Cluster Red Unassigned Shards
Severity:
Critical
Elasticsearch Version:
8.5.0
Problem
Cluster health is RED due to unassigned primary shards after node failure
Root Cause
Node failure caused primary shards to become unassigned, preventing cluster from allocating shards properly
How to Detect
Symptoms
- Cluster health status is RED
- Unassigned primary shards listed in _cat/shards
- Node failure logs indicating shard allocation issues
Commands
curl -X GET "localhost:9200/_cluster/health"
curl -X GET "localhost:9200/_cat/shards?v"

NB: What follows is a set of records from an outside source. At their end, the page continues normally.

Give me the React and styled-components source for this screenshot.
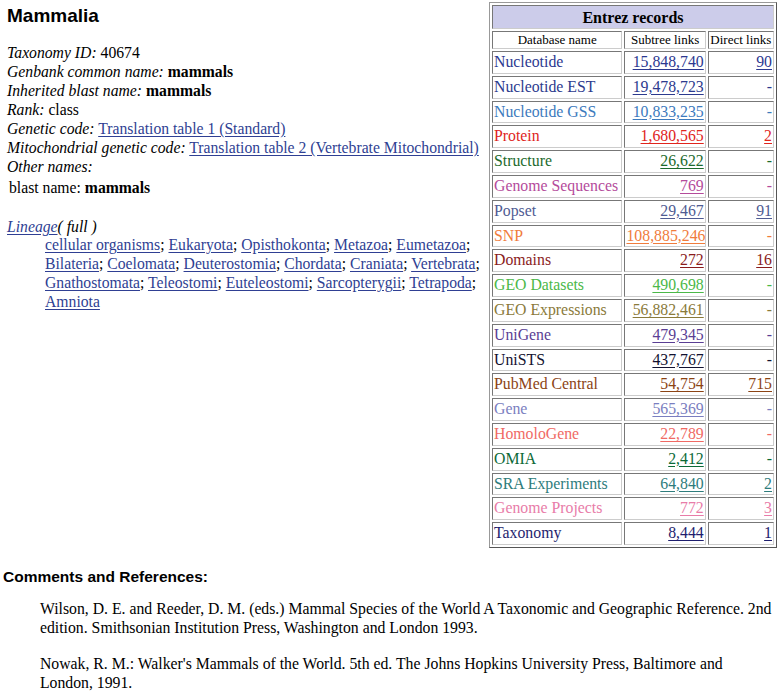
import React from "react";
import styled, { createGlobalStyle } from "styled-components";

const Global = createGlobalStyle`
  html, body { margin: 0; padding: 0; background: #fff; }
  body { font-family: "Liberation Serif", "Times New Roman", serif; color: #000; }
`;

const Page = styled.div`
  padding: 2px 0 0 3px;
  width: 777px;
  box-sizing: border-box;
`;

const Top = styled.div`
  display: flex;
  justify-content: space-between;
  align-items: flex-start;
`;

const Left = styled.div`
  padding-left: 4px;
  flex: 1;
`;

const Title = styled.h1`
  font-family: "Liberation Sans", Arial, sans-serif;
  font-size: 19px;
  font-weight: bold;
  margin: 3px 0 16px 0;
  line-height: 22px;
`;

const Details = styled.div`
  font-size: 15.7px;
  line-height: 19px;
`;

const Line = styled.div``;

const Label = styled.i``;

const Bold = styled.b``;

const Link = styled.a`
  color: #2f3f93;
  text-decoration: underline;
  text-underline-offset: 2px;
`;

const Other = styled.div`
  padding-left: 2px;
  margin-top: 2px;
`;

const Lineage = styled.div`
  font-size: 15.7px;
  line-height: 19px;
  margin-top: 21px;
`;

const LineageHead = styled.div`
  line-height: 17px;
`;

const LineageList = styled.div`
  padding-left: 38px;
  width: 440px;
`;

const Table = styled.table`
  width: 288px;
  border: 1px solid #999;
  border-right-color: #555;
  border-bottom-color: #555;
  border-spacing: 2px;
  font-size: 15.8px;
  table-layout: fixed;
`;

const Col = styled.col`
  width: ${(p) => p.$w}px;
`;

const cellBorder = `
  border: 1px solid #777;
  border-right-color: #ccc;
  border-bottom-color: #ccc;
  box-sizing: border-box;
`;

const Cell = styled.td`
  ${cellBorder}
  padding: 1px 1px 1px 1px;
  line-height: 18.8px;
  white-space: nowrap;
  overflow: hidden;
  text-align: ${(p) => (p.$right ? "right" : "left")};
  color: ${(p) => p.$color || "#000"};
  background: #fff;
`;

const Caption = styled.th`
  ${cellBorder}
  background: #ccccea;
  font-size: 16px;
  font-weight: bold;
  line-height: 19px;
  padding: 2px 0 1px;
`;

const ColHead = styled.th`
  ${cellBorder}
  font-size: 13px;
  font-weight: normal;
  line-height: 14px;
  padding: 1px 0;
  white-space: nowrap;
  overflow: hidden;
  background: #fff;
`;

const NumLink = styled.a`
  color: inherit;
  text-decoration: underline;
  text-underline-offset: 2px;
`;

const Comments = styled.section`
  margin-top: 20px;
`;

const CommentsHead = styled.h3`
  font-family: "Liberation Sans", Arial, sans-serif;
  font-size: 15.5px;
  font-weight: bold;
  margin: 0 0 13px 0;
  line-height: 18px;
`;

const Ref = styled.p`
  font-size: 15.75px;
  line-height: 19px;
  margin: 0 0 17px 37px;
  width: 737px;
`;

const rows = [
  ["Nucleotide", "15,848,740", "90", "#2c3890"],
  ["Nucleotide EST", "19,478,723", "-", "#2c3a8e"],
  ["Nucleotide GSS", "10,833,235", "-", "#3c7abd"],
  ["Protein", "1,680,565", "2", "#e0241c"],
  ["Structure", "26,622", "-", "#1c6a2c"],
  ["Genome Sequences", "769", "-", "#b44b9b"],
  ["Popset", "29,467", "91", "#4f5b92"],
  ["SNP", "108,885,246", "-", "#f07c3c"],
  ["Domains", "272", "16", "#8a1c1c"],
  ["GEO Datasets", "490,698", "-", "#4bb848"],
  ["GEO Expressions", "56,882,461", "-", "#8a7a3a"],
  ["UniGene", "479,345", "-", "#5a3e94"],
  ["UniSTS", "437,767", "-", "#121230"],
  ["PubMed Central", "54,754", "715", "#8c4414"],
  ["Gene", "565,369", "-", "#7a7ec0"],
  ["HomoloGene", "22,789", "-", "#f06a64"],
  ["OMIA", "2,412", "-", "#0c6a38"],
  ["SRA Experiments", "64,840", "2", "#2e7c7c"],
  ["Genome Projects", "772", "3", "#e87ca8"],
  ["Taxonomy", "8,444", "1", "#1e1e6e"],
];

const lineage = [
  "cellular organisms", "Eukaryota", "Opisthokonta", "Metazoa", "Eumetazoa",
  "Bilateria", "Coelomata", "Deuterostomia", "Chordata", "Craniata", "Vertebrata",
  "Gnathostomata", "Teleostomi", "Euteleostomi", "Sarcopterygii", "Tetrapoda",
  "Amniota",
];

export default function App() {
  return (
    <>
      <Global />
      <Page>
        <Top>
          <Left>
            <Title>Mammalia</Title>
            <Details>
              <Line><Label>Taxonomy ID:</Label> 40674</Line>
              <Line><Label>Genbank common name:</Label> <Bold>mammals</Bold></Line>
              <Line><Label>Inherited blast name:</Label> <Bold>mammals</Bold></Line>
              <Line><Label>Rank:</Label> class</Line>
              <Line><Label>Genetic code:</Label> <Link href="#">Translation table 1 (Standard)</Link></Line>
              <Line><Label>Mitochondrial genetic code:</Label> <Link href="#">Translation table 2 (Vertebrate Mitochondrial)</Link></Line>
              <Line><Label>Other names:</Label></Line>
              <Other>blast name: <Bold>mammals</Bold></Other>
            </Details>
            <Lineage>
              <LineageHead><Link href="#"><Label>Lineage</Label></Link><Label>( full )</Label></LineageHead>
              <LineageList>
                {lineage.map((l, i) => (
                  <React.Fragment key={l}>
                    <Link href="#">{l}</Link>
                    {i < lineage.length - 1 ? "; " : ""}
                  </React.Fragment>
                ))}
              </LineageList>
            </Lineage>
          </Left>
          <Table>
            <colgroup>
              <Col $w={130} />
              <Col $w={81} />
              <Col $w={66} />
            </colgroup>
            <tbody>
              <tr>
                <Caption colSpan={3}>Entrez records</Caption>
              </tr>
              <tr>
                <ColHead>Database name</ColHead>
                <ColHead>Subtree links</ColHead>
                <ColHead>Direct links</ColHead>
              </tr>
              {rows.map(([name, sub, direct, color]) => (
                <tr key={name}>
                  <Cell $color={color}>{name}</Cell>
                  <Cell $color={color} $right><NumLink href="#">{sub}</NumLink></Cell>
                  <Cell $color={color} $right>
                    {direct === "-" ? "-" : <NumLink href="#">{direct}</NumLink>}
                  </Cell>
                </tr>
              ))}
            </tbody>
          </Table>
        </Top>
        <Comments>
          <CommentsHead>Comments and References:</CommentsHead>
          <Ref>
            Wilson, D. E. and Reeder, D. M. (eds.) Mammal Species of the World A Taxonomic and Geographic Reference. 2nd edition. Smithsonian Institution Press, Washington and London 1993.
          </Ref>
          <Ref>
            Nowak, R. M.: Walker's Mammals of the World. 5th ed. The Johns Hopkins University Press, Baltimore and<br />
            London, 1991.
          </Ref>
        </Comments>
      </Page>
    </>
  );
}
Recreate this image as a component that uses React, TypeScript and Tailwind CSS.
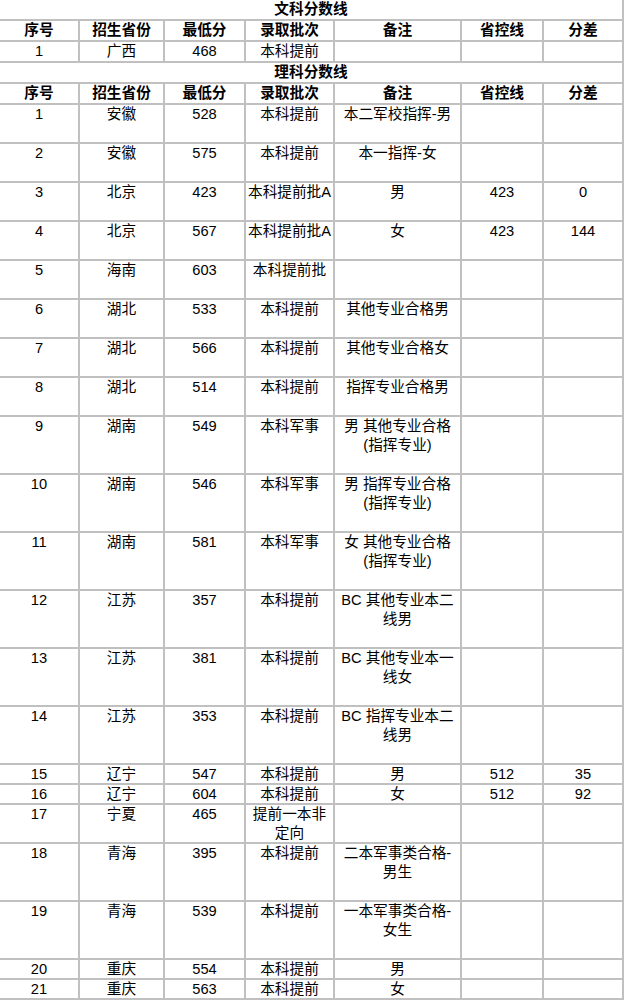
import React from "react";

type Row = {
  no: string;
  prov: string;
  min: string;
  batch: React.ReactNode;
  note?: React.ReactNode;
  line?: string;
  diff?: string;
  h: string;
};

const COLS = "grid grid-cols-[78px_83px_79px_87px_125px_80px_78px] gap-[2px]";

const HEADERS = ["序号", "招生省份", "最低分", "录取批次", "备注", "省控线", "分差"];

const ARTS: Row[] = [{ no: "1", prov: "广西", min: "468", batch: "本科提前", h: "h-[19px]" }];

const SCIENCE: Row[] = [
  { no: "1", prov: "安徽", min: "528", batch: "本科提前", note: "本二军校指挥-男", h: "h-[37px]" },
  { no: "2", prov: "安徽", min: "575", batch: "本科提前", note: "本一指挥-女", h: "h-[37px]" },
  { no: "3", prov: "北京", min: "423", batch: "本科提前批A", note: "男", line: "423", diff: "0", h: "h-[37px]" },
  { no: "4", prov: "北京", min: "567", batch: "本科提前批A", note: "女", line: "423", diff: "144", h: "h-[37px]" },
  { no: "5", prov: "海南", min: "603", batch: "本科提前批", h: "h-[37px]" },
  { no: "6", prov: "湖北", min: "533", batch: "本科提前", note: "其他专业合格男", h: "h-[37px]" },
  { no: "7", prov: "湖北", min: "566", batch: "本科提前", note: "其他专业合格女", h: "h-[37px]" },
  { no: "8", prov: "湖北", min: "514", batch: "本科提前", note: "指挥专业合格男", h: "h-[37px]" },
  { no: "9", prov: "湖南", min: "549", batch: "本科军事", note: <>男 其他专业合格<br />(指挥专业)</>, h: "h-[56px]" },
  { no: "10", prov: "湖南", min: "546", batch: "本科军事", note: <>男 指挥专业合格<br />(指挥专业)</>, h: "h-[56px]" },
  { no: "11", prov: "湖南", min: "581", batch: "本科军事", note: <>女 其他专业合格<br />(指挥专业)</>, h: "h-[56px]" },
  { no: "12", prov: "江苏", min: "357", batch: "本科提前", note: <>BC 其他专业本二<br />线男</>, h: "h-[56px]" },
  { no: "13", prov: "江苏", min: "381", batch: "本科提前", note: <>BC 其他专业本一<br />线女</>, h: "h-[56px]" },
  { no: "14", prov: "江苏", min: "353", batch: "本科提前", note: <>BC 指挥专业本二<br />线男</>, h: "h-[56px]" },
  { no: "15", prov: "辽宁", min: "547", batch: "本科提前", note: "男", line: "512", diff: "35", h: "h-[18px]" },
  { no: "16", prov: "辽宁", min: "604", batch: "本科提前", note: "女", line: "512", diff: "92", h: "h-[18px]" },
  { no: "17", prov: "宁夏", min: "465", batch: <>提前一本非<br />定向</>, h: "h-[37px]" },
  { no: "18", prov: "青海", min: "395", batch: "本科提前", note: <>二本军事类合格-<br />男生</>, h: "h-[56px]" },
  { no: "19", prov: "青海", min: "539", batch: "本科提前", note: <>一本军事类合格-<br />女生</>, h: "h-[56px]" },
  { no: "20", prov: "重庆", min: "554", batch: "本科提前", note: "男", h: "h-[18px]" },
  { no: "21", prov: "重庆", min: "563", batch: "本科提前", note: "女", h: "h-[18px]" },
];

function TitleRow({ text }: { text: string }) {
  return <div className="h-[19px] bg-white text-center font-bold">{text}</div>;
}

function HeaderRow() {
  return (
    <div className={`${COLS} h-[19px]`}>
      {HEADERS.map((h) => (
        <div key={h} className="bg-white text-center font-bold">
          {h}
        </div>
      ))}
    </div>
  );
}

function DataRow({ row }: { row: Row }) {
  const cells = [row.no, row.prov, row.min, row.batch, row.note, row.line, row.diff];
  return (
    <div className={`${COLS} ${row.h}`}>
      {cells.map((c, i) => (
        <div key={i} className="bg-white text-center whitespace-nowrap overflow-hidden">
          {c}
        </div>
      ))}
    </div>
  );
}

export default function App() {
  return (
    <div className="min-h-screen bg-white text-black text-[11pt] leading-[19px] font-['Liberation_Sans','Noto_Sans_CJK_SC',sans-serif]">
      <div className="w-[624px] flex flex-col gap-[2px] bg-[#c0c0c0] pr-[2px] pb-[2px]">
        <TitleRow text="文科分数线" />
        <HeaderRow />
        {ARTS.map((r) => (
          <DataRow key={"a" + r.no} row={r} />
        ))}
        <TitleRow text="理科分数线" />
        <HeaderRow />
        {SCIENCE.map((r) => (
          <DataRow key={"s" + r.no} row={r} />
        ))}
      </div>
    </div>
  );
}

curl -X GET "localhost:9200/_cluster/allocation/explain"
Remediation Steps
- Identify unassigned primary shards using _cat/shards
- Check shard allocation explanations with _cluster/allocation/explain
- Attempt to reroute unassigned shards with POST /_cluster/reroute with specific shard allocation commands
- If necessary, manually allocate shards using cluster reroute API
- Verify cluster health status after reroute
Prevention
- Implement shard allocation awareness and replica settings
- Ensure sufficient node capacity and disk space
- Configure shard allocation filtering to prevent overloading nodes
- Regularly monitor cluster health and shard status
Production Example
curl -X POST "localhost:9200/_cluster/reroute" -H 'Content-Type: application/json' -d '{"commands": [{"allocate_primary": {"index": "my_index", "shard": 0, "node": "node_name"}}]}'